**WHAT THE TASK ASKS**
Transcribe the whole listing without a single picture.

**DATA BLOCK**

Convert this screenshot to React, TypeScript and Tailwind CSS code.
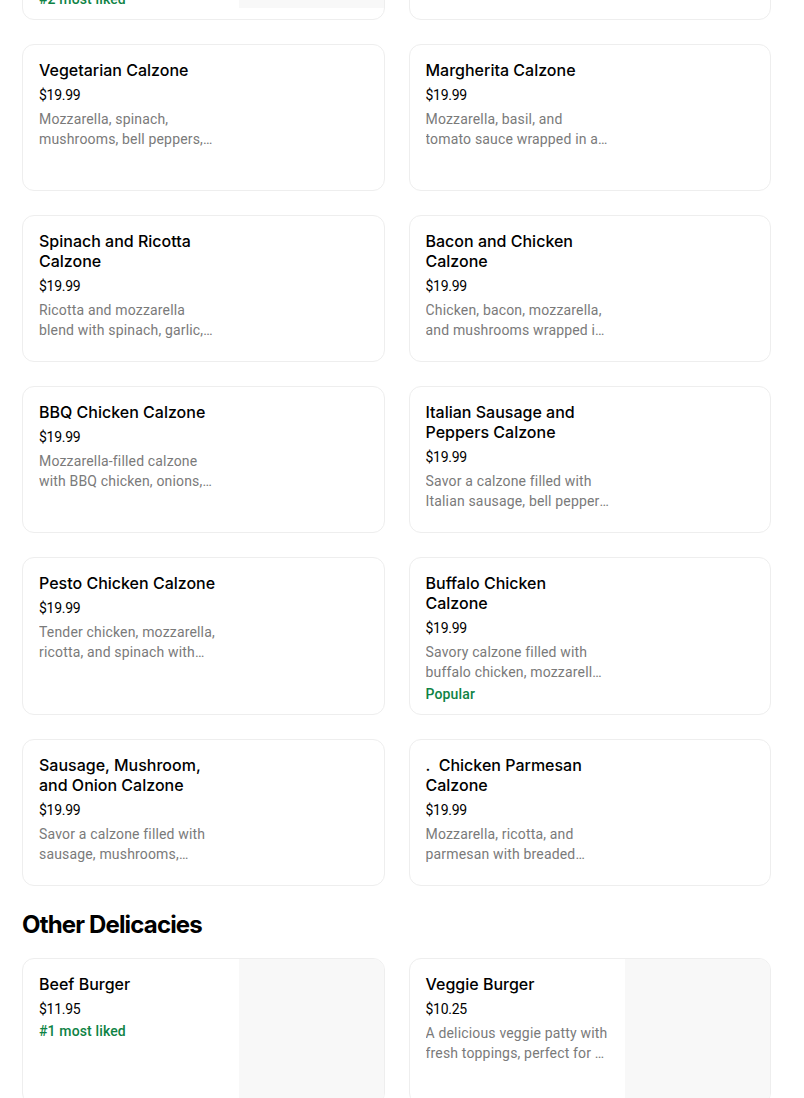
import React from 'react';

interface Item {
  name: string;
  price: string;
  desc?: string;
  tag?: string;
  image?: boolean;
}

const calzones: Item[] = [
  { name: 'Pepperoni and Sausage Calzone', price: '$19.99', desc: 'Pepperoni, sausage and mozzarella wrapped in a golden crust.', tag: '#2 most liked', image: true },
  { name: 'Meat Lovers Calzone', price: '$19.99', desc: 'Pepperoni, ham, bacon and sausage with mozzarella.' },
  { name: 'Vegetarian Calzone', price: '$19.99', desc: 'Mozzarella, spinach, mushrooms, bell peppers, onions and olives baked to perfection.' },
  { name: 'Margherita Calzone', price: '$19.99', desc: 'Mozzarella, basil, and tomato sauce wrapped in a crispy crust.' },
  { name: 'Spinach and Ricotta Calzone', price: '$19.99', desc: 'Ricotta and mozzarella blend with spinach, garlic, and herbs.' },
  { name: 'Bacon and Chicken Calzone', price: '$19.99', desc: 'Chicken, bacon, mozzarella, and mushrooms wrapped in a golden crust.' },
  { name: 'BBQ Chicken Calzone', price: '$19.99', desc: 'Mozzarella-filled calzone with BBQ chicken, onions, and cilantro.' },
  { name: 'Italian Sausage and Peppers Calzone', price: '$19.99', desc: 'Savor a calzone filled with Italian sausage, bell peppers and onions.' },
  { name: 'Pesto Chicken Calzone', price: '$19.99', desc: 'Tender chicken, mozzarella, ricotta, and spinach with basil pesto.' },
  { name: 'Buffalo Chicken Calzone', price: '$19.99', desc: 'Savory calzone filled with buffalo chicken, mozzarella and ranch.', tag: 'Popular' },
  { name: 'Sausage, Mushroom, and Onion Calzone', price: '$19.99', desc: 'Savor a calzone filled with sausage, mushrooms, onions and mozzarella.' },
  { name: '.  Chicken Parmesan Calzone', price: '$19.99', desc: 'Mozzarella, ricotta, and parmesan with breaded chicken and marinara.' },
];

const others: Item[] = [
  { name: 'Beef Burger', price: '$11.95', tag: '#1 most liked', image: true },
  { name: 'Veggie Burger', price: '$10.25', desc: 'A delicious veggie patty with fresh toppings, perfect for a light and healthy meal.', image: true },
];

const Card = ({ item }: { item: Item }) => (
  <div className="flex min-h-[147px] overflow-hidden rounded-xl border border-[#eeeeee] bg-white">
    <div className="min-w-0 flex-1 px-4 pt-[15px] pb-[10px] font-['Roboto',sans-serif]">
      <div className="whitespace-pre-wrap font-['Inter',sans-serif] text-base font-medium leading-5 text-black">
        {item.name}
      </div>
      <div className="mt-[5px] text-sm leading-5 tracking-[-0.02em] text-black">{item.price}</div>
      {item.desc && (
        <div className="mt-1 line-clamp-2 text-sm leading-5 tracking-[0.012em] text-[#7a7a7a]">{item.desc}</div>
      )}
      {item.tag && (
        <div className="mt-0.5 text-sm font-medium leading-5 tracking-[0.01em] text-[#0e8345]">{item.tag}</div>
      )}
    </div>
    <div className={`h-[145px] w-[145px] shrink-0 ${item.image ? 'bg-[#f8f8f8]' : ''}`} />
  </div>
);

export default function App() {
  return (
    <div className="h-[1098px] overflow-hidden bg-white pl-[22px] pr-[33px] font-['Inter',sans-serif]">
      <div className="-mt-[138px] grid grid-cols-2 gap-6">
        {calzones.map((c) => (
          <Card key={c.name} item={c} />
        ))}
      </div>
      <h2 className="mt-[23px] mb-[17px] text-2xl font-bold leading-8 tracking-[-0.035em] text-black">Other Delicacies</h2>
      <div className="grid grid-cols-2 gap-6">
        {others.map((c) => (
          <Card key={c.name} item={c} />
        ))}
      </div>
    </div>
  );
}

**RESULT**
Convert this screenshot to React, TypeScript and Tailwind CSS code.
import React from 'react';

interface Item {
  name: string;
  price: string;
  desc?: string;
  tag?: string;
  image?: boolean;
}

const calzones: Item[] = [
  { name: 'Pepperoni and Sausage Calzone', price: '$19.99', desc: 'Pepperoni, sausage and mozzarella wrapped in a golden crust.', tag: '#2 most liked', image: true },
  { name: 'Meat Lovers Calzone', price: '$19.99', desc: 'Pepperoni, ham, bacon and sausage with mozzarella.' },
  { name: 'Vegetarian Calzone', price: '$19.99', desc: 'Mozzarella, spinach, mushrooms, bell peppers, onions and olives baked to perfection.' },
  { name: 'Margherita Calzone', price: '$19.99', desc: 'Mozzarella, basil, and tomato sauce wrapped in a crispy crust.' },
  { name: 'Spinach and Ricotta Calzone', price: '$19.99', desc: 'Ricotta and mozzarella blend with spinach, garlic, and herbs.' },
  { name: 'Bacon and Chicken Calzone', price: '$19.99', desc: 'Chicken, bacon, mozzarella, and mushrooms wrapped in a golden crust.' },
  { name: 'BBQ Chicken Calzone', price: '$19.99', desc: 'Mozzarella-filled calzone with BBQ chicken, onions, and cilantro.' },
  { name: 'Italian Sausage and Peppers Calzone', price: '$19.99', desc: 'Savor a calzone filled with Italian sausage, bell peppers and onions.' },
  { name: 'Pesto Chicken Calzone', price: '$19.99', desc: 'Tender chicken, mozzarella, ricotta, and spinach with basil pesto.' },
  { name: 'Buffalo Chicken Calzone', price: '$19.99', desc: 'Savory calzone filled with buffalo chicken, mozzarella and ranch.', tag: 'Popular' },
  { name: 'Sausage, Mushroom, and Onion Calzone', price: '$19.99', desc: 'Savor a calzone filled with sausage, mushrooms, onions and mozzarella.' },
  { name: '.  Chicken Parmesan Calzone', price: '$19.99', desc: 'Mozzarella, ricotta, and parmesan with breaded chicken and marinara.' },
];

const others: Item[] = [
  { name: 'Beef Burger', price: '$11.95', tag: '#1 most liked', image: true },
  { name: 'Veggie Burger', price: '$10.25', desc: 'A delicious veggie patty with fresh toppings, perfect for a light and healthy meal.', image: true },
];

const Card = ({ item }: { item: Item }) => (
  <div className="flex min-h-[147px] overflow-hidden rounded-xl border border-[#eeeeee] bg-white">
    <div className="min-w-0 flex-1 px-4 pt-[15px] pb-[10px] font-['Roboto',sans-serif]">
      <div className="whitespace-pre-wrap font-['Inter',sans-serif] text-base font-medium leading-5 text-black">
        {item.name}
      </div>
      <div className="mt-[5px] text-sm leading-5 tracking-[-0.02em] text-black">{item.price}</div>
      {item.desc && (
        <div className="mt-1 line-clamp-2 text-sm leading-5 tracking-[0.012em] text-[#7a7a7a]">{item.desc}</div>
      )}
      {item.tag && (
        <div className="mt-0.5 text-sm font-medium leading-5 tracking-[0.01em] text-[#0e8345]">{item.tag}</div>
      )}
    </div>
    <div className={`h-[145px] w-[145px] shrink-0 ${item.image ? 'bg-[#f8f8f8]' : ''}`} />
  </div>
);

export default function App() {
  return (
    <div className="h-[1098px] overflow-hidden bg-white pl-[22px] pr-[33px] font-['Inter',sans-serif]">
      <div className="-mt-[138px] grid grid-cols-2 gap-6">
        {calzones.map((c) => (
          <Card key={c.name} item={c} />
        ))}
      </div>
      <h2 className="mt-[23px] mb-[17px] text-2xl font-bold leading-8 tracking-[-0.035em] text-black">Other Delicacies</h2>
      <div className="grid grid-cols-2 gap-6">
        {others.map((c) => (
          <Card key={c.name} item={c} />
        ))}
      </div>
    </div>
  );
}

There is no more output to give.